Robert D. Kaplan, ese analista de derecha, hablaba hace unos años de que se estaba dando una nueva deriva cultural que estaba dividiendo a las sociedades dentro de sus propios países, entre cosmopolitas y, digamos, rancheras: las que tenían acceso a la tecnología (internet, aeropuertos, etc…) y estaban conectadas con el mundo y las que, debido a impedimentos orográficos y comerciales, no están conectadas al mundo. En su discusión, Kaplan vaticinaba que se habrían de crear dos clases sociales mundiales, donde un ciudadano “cosmopolita” de Monterrey tendría más en común con sus pares de Madrid, Nueva York o Pekín que con alguien de un rancho a 50 kms. de distancia. Lo que Kaplan no dijo es que estos ciudadanos cosmopolitas parecen tener la manía de sentirse “niños incapaces” hasta los 35 o más años y, peor aún, que estos no sólo serán nuestros futuros tomadores de decisiones sino que ya han ido ocupando puestos fundamentales de la esfera pública.

¿Qué será de nuestros países dirigidos por personas incapaces de asumir su edad y sus responsabilidades, por personas incapaces de ver la realidad de la mayoría de las personas de su edad en su propio país? En resumen, ¿qué será de nuestros países cuando sean dirigidos del todo por personas -de izquierda o de derecha- que pueden gozar del privilegio de ser jóvenes hasta los 40 años?

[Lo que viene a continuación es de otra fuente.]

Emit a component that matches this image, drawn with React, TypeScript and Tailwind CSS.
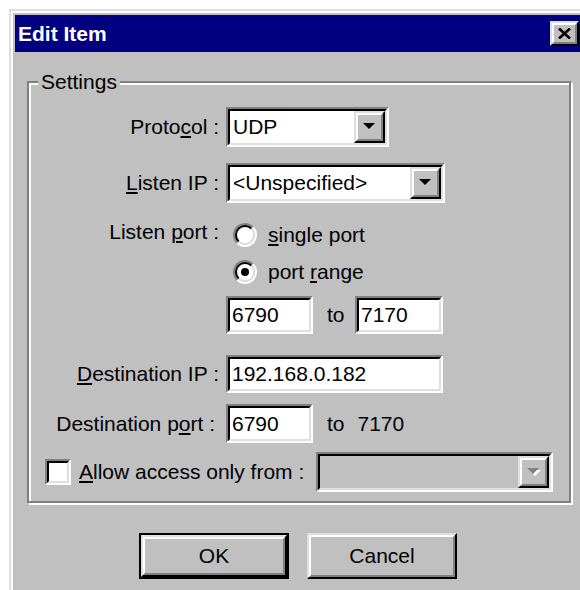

Yo no auguro nada bueno, pero ojalá me equivoque porque ya soy un viejito amargado.


P.S.- La semana pasada tuve la buena fortuna de participar en la edición del programa Interfaz, del ISSSTE, que se llevó a cabo en Guanajuato con jóvenes (20-30 años) estudiantes de letras de estados cercanos (Michoacán, Aguascalientes, Jalisco, Nayarit, Colima…) y fue maravilloso ver cómo, por lo menos en este grupo, mucho lo que aquí digo no se cumplía. Ojalá que este tipo de jóvenes, los que tienen empuje y ganas de cambiar su entorno, y no los otros, sean los que vayan ocupando los puestos importantes del país.